___ Data excerpt

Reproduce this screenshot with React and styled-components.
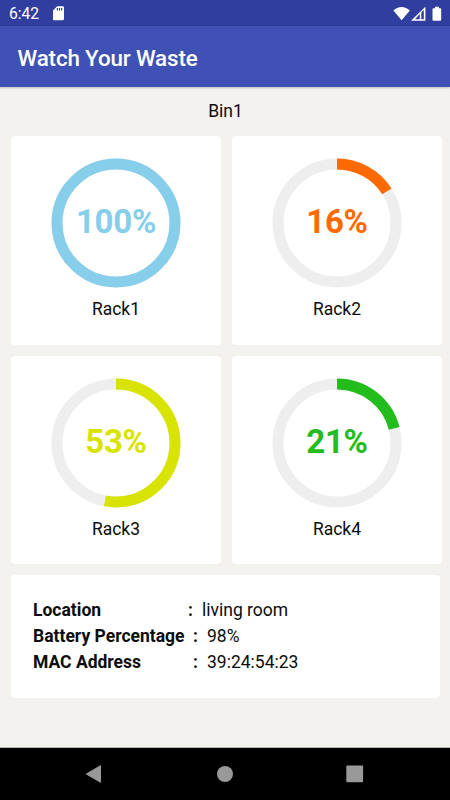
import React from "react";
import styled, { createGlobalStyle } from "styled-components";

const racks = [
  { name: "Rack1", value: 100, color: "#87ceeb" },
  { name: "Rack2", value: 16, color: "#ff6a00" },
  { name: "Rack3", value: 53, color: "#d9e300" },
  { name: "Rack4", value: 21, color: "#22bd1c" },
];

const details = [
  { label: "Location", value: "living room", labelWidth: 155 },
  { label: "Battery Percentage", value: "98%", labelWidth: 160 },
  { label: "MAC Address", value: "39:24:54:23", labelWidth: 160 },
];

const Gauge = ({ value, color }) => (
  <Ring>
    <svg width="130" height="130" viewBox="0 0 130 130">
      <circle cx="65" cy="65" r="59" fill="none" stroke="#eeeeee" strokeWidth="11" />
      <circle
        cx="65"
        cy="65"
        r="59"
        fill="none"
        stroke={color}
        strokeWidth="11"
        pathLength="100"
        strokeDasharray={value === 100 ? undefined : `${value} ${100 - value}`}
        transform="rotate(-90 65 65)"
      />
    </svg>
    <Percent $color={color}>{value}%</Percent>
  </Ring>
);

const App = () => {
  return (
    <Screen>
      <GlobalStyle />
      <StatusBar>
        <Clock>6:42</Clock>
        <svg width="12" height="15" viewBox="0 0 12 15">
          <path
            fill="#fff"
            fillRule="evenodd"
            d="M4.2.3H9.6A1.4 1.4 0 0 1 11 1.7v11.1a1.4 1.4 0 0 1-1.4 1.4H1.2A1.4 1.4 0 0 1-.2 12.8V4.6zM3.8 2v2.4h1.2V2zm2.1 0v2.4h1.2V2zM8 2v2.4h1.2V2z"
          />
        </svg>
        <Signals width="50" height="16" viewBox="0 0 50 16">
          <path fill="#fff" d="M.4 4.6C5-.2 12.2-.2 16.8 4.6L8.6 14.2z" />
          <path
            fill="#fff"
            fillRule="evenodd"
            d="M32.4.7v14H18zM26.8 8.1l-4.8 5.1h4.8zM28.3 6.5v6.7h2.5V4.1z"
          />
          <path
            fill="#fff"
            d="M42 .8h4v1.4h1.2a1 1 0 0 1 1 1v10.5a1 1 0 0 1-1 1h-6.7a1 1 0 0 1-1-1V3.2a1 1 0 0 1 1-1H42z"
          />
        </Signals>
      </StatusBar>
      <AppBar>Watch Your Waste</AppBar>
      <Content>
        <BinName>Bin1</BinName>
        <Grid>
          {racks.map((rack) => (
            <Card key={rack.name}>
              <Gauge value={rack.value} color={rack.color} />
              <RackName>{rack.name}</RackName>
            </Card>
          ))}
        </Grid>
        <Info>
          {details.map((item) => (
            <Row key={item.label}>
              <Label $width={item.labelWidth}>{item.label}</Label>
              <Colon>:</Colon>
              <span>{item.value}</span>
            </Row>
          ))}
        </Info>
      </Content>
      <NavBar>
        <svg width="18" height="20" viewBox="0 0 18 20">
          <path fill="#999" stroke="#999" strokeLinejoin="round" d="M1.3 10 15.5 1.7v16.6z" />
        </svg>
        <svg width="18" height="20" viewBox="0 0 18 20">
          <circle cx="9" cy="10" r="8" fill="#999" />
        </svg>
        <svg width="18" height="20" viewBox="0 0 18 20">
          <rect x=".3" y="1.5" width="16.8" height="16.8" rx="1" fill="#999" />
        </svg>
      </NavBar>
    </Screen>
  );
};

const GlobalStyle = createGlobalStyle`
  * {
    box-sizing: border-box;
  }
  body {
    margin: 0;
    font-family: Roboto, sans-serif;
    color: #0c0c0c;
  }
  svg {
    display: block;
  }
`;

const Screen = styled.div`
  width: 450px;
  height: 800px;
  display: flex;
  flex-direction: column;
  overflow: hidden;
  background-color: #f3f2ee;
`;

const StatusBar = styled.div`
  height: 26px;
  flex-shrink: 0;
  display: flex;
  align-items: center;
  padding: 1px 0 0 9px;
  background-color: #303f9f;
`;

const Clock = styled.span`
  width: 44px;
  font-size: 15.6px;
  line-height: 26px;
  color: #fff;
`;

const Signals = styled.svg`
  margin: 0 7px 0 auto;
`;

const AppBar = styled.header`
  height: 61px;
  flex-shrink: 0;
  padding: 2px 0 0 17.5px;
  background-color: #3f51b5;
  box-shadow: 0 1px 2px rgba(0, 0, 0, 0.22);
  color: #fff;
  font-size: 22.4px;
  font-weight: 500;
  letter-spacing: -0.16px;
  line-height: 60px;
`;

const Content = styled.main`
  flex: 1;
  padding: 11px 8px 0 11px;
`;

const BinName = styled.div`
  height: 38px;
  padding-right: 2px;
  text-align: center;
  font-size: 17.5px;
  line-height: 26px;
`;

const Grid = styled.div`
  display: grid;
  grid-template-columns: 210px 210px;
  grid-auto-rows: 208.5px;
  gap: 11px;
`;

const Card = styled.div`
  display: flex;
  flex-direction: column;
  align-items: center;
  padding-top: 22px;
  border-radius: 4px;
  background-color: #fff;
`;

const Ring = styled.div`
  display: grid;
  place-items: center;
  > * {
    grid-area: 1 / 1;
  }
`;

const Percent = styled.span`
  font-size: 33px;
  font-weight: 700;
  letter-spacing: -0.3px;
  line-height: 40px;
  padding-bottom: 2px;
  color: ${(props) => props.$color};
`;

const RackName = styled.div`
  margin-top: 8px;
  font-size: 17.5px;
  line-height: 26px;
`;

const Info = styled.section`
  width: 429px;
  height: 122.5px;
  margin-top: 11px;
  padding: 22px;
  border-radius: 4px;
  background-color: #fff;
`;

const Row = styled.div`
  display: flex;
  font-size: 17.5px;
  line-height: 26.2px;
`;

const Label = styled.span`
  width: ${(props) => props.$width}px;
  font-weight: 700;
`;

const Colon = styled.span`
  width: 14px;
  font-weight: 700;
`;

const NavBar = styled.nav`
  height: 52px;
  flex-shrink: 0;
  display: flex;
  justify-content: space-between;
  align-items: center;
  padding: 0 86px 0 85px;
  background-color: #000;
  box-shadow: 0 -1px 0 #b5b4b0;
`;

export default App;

______

**Requirements:** Pictures are excluded; copy all other data exactly as shown.

**Task output:**
Reproduce this screenshot with React and styled-components.
import React from "react";
import styled, { createGlobalStyle } from "styled-components";

const racks = [
  { name: "Rack1", value: 100, color: "#87ceeb" },
  { name: "Rack2", value: 16, color: "#ff6a00" },
  { name: "Rack3", value: 53, color: "#d9e300" },
  { name: "Rack4", value: 21, color: "#22bd1c" },
];

const details = [
  { label: "Location", value: "living room", labelWidth: 155 },
  { label: "Battery Percentage", value: "98%", labelWidth: 160 },
  { label: "MAC Address", value: "39:24:54:23", labelWidth: 160 },
];

const Gauge = ({ value, color }) => (
  <Ring>
    <svg width="130" height="130" viewBox="0 0 130 130">
      <circle cx="65" cy="65" r="59" fill="none" stroke="#eeeeee" strokeWidth="11" />
      <circle
        cx="65"
        cy="65"
        r="59"
        fill="none"
        stroke={color}
        strokeWidth="11"
        pathLength="100"
        strokeDasharray={value === 100 ? undefined : `${value} ${100 - value}`}
        transform="rotate(-90 65 65)"
      />
    </svg>
    <Percent $color={color}>{value}%</Percent>
  </Ring>
);

const App = () => {
  return (
    <Screen>
      <GlobalStyle />
      <StatusBar>
        <Clock>6:42</Clock>
        <svg width="12" height="15" viewBox="0 0 12 15">
          <path
            fill="#fff"
            fillRule="evenodd"
            d="M4.2.3H9.6A1.4 1.4 0 0 1 11 1.7v11.1a1.4 1.4 0 0 1-1.4 1.4H1.2A1.4 1.4 0 0 1-.2 12.8V4.6zM3.8 2v2.4h1.2V2zm2.1 0v2.4h1.2V2zM8 2v2.4h1.2V2z"
          />
        </svg>
        <Signals width="50" height="16" viewBox="0 0 50 16">
          <path fill="#fff" d="M.4 4.6C5-.2 12.2-.2 16.8 4.6L8.6 14.2z" />
          <path
            fill="#fff"
            fillRule="evenodd"
            d="M32.4.7v14H18zM26.8 8.1l-4.8 5.1h4.8zM28.3 6.5v6.7h2.5V4.1z"
          />
          <path
            fill="#fff"
            d="M42 .8h4v1.4h1.2a1 1 0 0 1 1 1v10.5a1 1 0 0 1-1 1h-6.7a1 1 0 0 1-1-1V3.2a1 1 0 0 1 1-1H42z"
          />
        </Signals>
      </StatusBar>
      <AppBar>Watch Your Waste</AppBar>
      <Content>
        <BinName>Bin1</BinName>
        <Grid>
          {racks.map((rack) => (
            <Card key={rack.name}>
              <Gauge value={rack.value} color={rack.color} />
              <RackName>{rack.name}</RackName>
            </Card>
          ))}
        </Grid>
        <Info>
          {details.map((item) => (
            <Row key={item.label}>
              <Label $width={item.labelWidth}>{item.label}</Label>
              <Colon>:</Colon>
              <span>{item.value}</span>
            </Row>
          ))}
        </Info>
      </Content>
      <NavBar>
        <svg width="18" height="20" viewBox="0 0 18 20">
          <path fill="#999" stroke="#999" strokeLinejoin="round" d="M1.3 10 15.5 1.7v16.6z" />
        </svg>
        <svg width="18" height="20" viewBox="0 0 18 20">
          <circle cx="9" cy="10" r="8" fill="#999" />
        </svg>
        <svg width="18" height="20" viewBox="0 0 18 20">
          <rect x=".3" y="1.5" width="16.8" height="16.8" rx="1" fill="#999" />
        </svg>
      </NavBar>
    </Screen>
  );
};

const GlobalStyle = createGlobalStyle`
  * {
    box-sizing: border-box;
  }
  body {
    margin: 0;
    font-family: Roboto, sans-serif;
    color: #0c0c0c;
  }
  svg {
    display: block;
  }
`;

const Screen = styled.div`
  width: 450px;
  height: 800px;
  display: flex;
  flex-direction: column;
  overflow: hidden;
  background-color: #f3f2ee;
`;

const StatusBar = styled.div`
  height: 26px;
  flex-shrink: 0;
  display: flex;
  align-items: center;
  padding: 1px 0 0 9px;
  background-color: #303f9f;
`;

const Clock = styled.span`
  width: 44px;
  font-size: 15.6px;
  line-height: 26px;
  color: #fff;
`;

const Signals = styled.svg`
  margin: 0 7px 0 auto;
`;

const AppBar = styled.header`
  height: 61px;
  flex-shrink: 0;
  padding: 2px 0 0 17.5px;
  background-color: #3f51b5;
  box-shadow: 0 1px 2px rgba(0, 0, 0, 0.22);
  color: #fff;
  font-size: 22.4px;
  font-weight: 500;
  letter-spacing: -0.16px;
  line-height: 60px;
`;

const Content = styled.main`
  flex: 1;
  padding: 11px 8px 0 11px;
`;

const BinName = styled.div`
  height: 38px;
  padding-right: 2px;
  text-align: center;
  font-size: 17.5px;
  line-height: 26px;
`;

const Grid = styled.div`
  display: grid;
  grid-template-columns: 210px 210px;
  grid-auto-rows: 208.5px;
  gap: 11px;
`;

const Card = styled.div`
  display: flex;
  flex-direction: column;
  align-items: center;
  padding-top: 22px;
  border-radius: 4px;
  background-color: #fff;
`;

const Ring = styled.div`
  display: grid;
  place-items: center;
  > * {
    grid-area: 1 / 1;
  }
`;

const Percent = styled.span`
  font-size: 33px;
  font-weight: 700;
  letter-spacing: -0.3px;
  line-height: 40px;
  padding-bottom: 2px;
  color: ${(props) => props.$color};
`;

const RackName = styled.div`
  margin-top: 8px;
  font-size: 17.5px;
  line-height: 26px;
`;

const Info = styled.section`
  width: 429px;
  height: 122.5px;
  margin-top: 11px;
  padding: 22px;
  border-radius: 4px;
  background-color: #fff;
`;

const Row = styled.div`
  display: flex;
  font-size: 17.5px;
  line-height: 26.2px;
`;

const Label = styled.span`
  width: ${(props) => props.$width}px;
  font-weight: 700;
`;

const Colon = styled.span`
  width: 14px;
  font-weight: 700;
`;

const NavBar = styled.nav`
  height: 52px;
  flex-shrink: 0;
  display: flex;
  justify-content: space-between;
  align-items: center;
  padding: 0 86px 0 85px;
  background-color: #000;
  box-shadow: 0 -1px 0 #b5b4b0;
`;

export default App;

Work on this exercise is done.